A Non-Believer’s Perspective
I will point out that Lewis makes a very good statement later on in the book about the rejection of Christianity: “I am not asking anyone to accept Christianity if his best reasoning tells him that the weight of the evidence is against it. That is not the point at which Faith comes in.” Lewis comes tantalizingly close to realizing and articulating one of my biggest objections to Christian apologists: the tired imperative that one should “simply believe”. One cannot choose to believe anything as a matter of instant policy – I cannot choose to believe in Christ any more than I can choose to believe in the Tooth Fairy – people cannot consciously control their beliefs.

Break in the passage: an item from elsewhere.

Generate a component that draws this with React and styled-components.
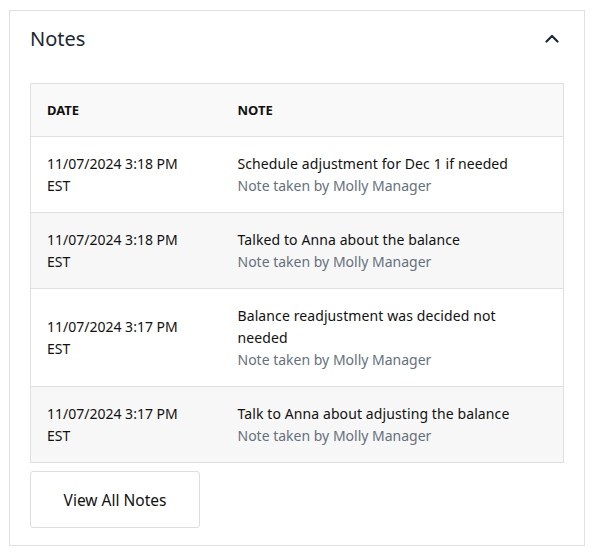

All this said, Mere Christianity is simultaneously an enjoyable, conversationally-toned read, but it is sadly lacking in logic and is filled with premises that the author assumes are self-evident, but gives no logical reason why they would be. Lewis was clearly a gifted writer and an intelligent human being, very much informed by the opinions and practices of the day. However, I am afraid that I must find the arguments in this book, for now, to be feel-good, but ultimately empty rhetoric.3
Exit, stage left.
Sparks
1: I am not going to go into a thorough explanation of both theories here – suffice it to say that that would take a great deal of time, and it is ultimately irrelevant to my argument that you, the reader, have an intimate understanding of both theories. A list of websites that I used in my studying of both theories can be found here.
2: Or perhaps making a very good case for the Christian God, my cynical side says.
3: I swear that keep trying to keep these entries smaller, but it never works out.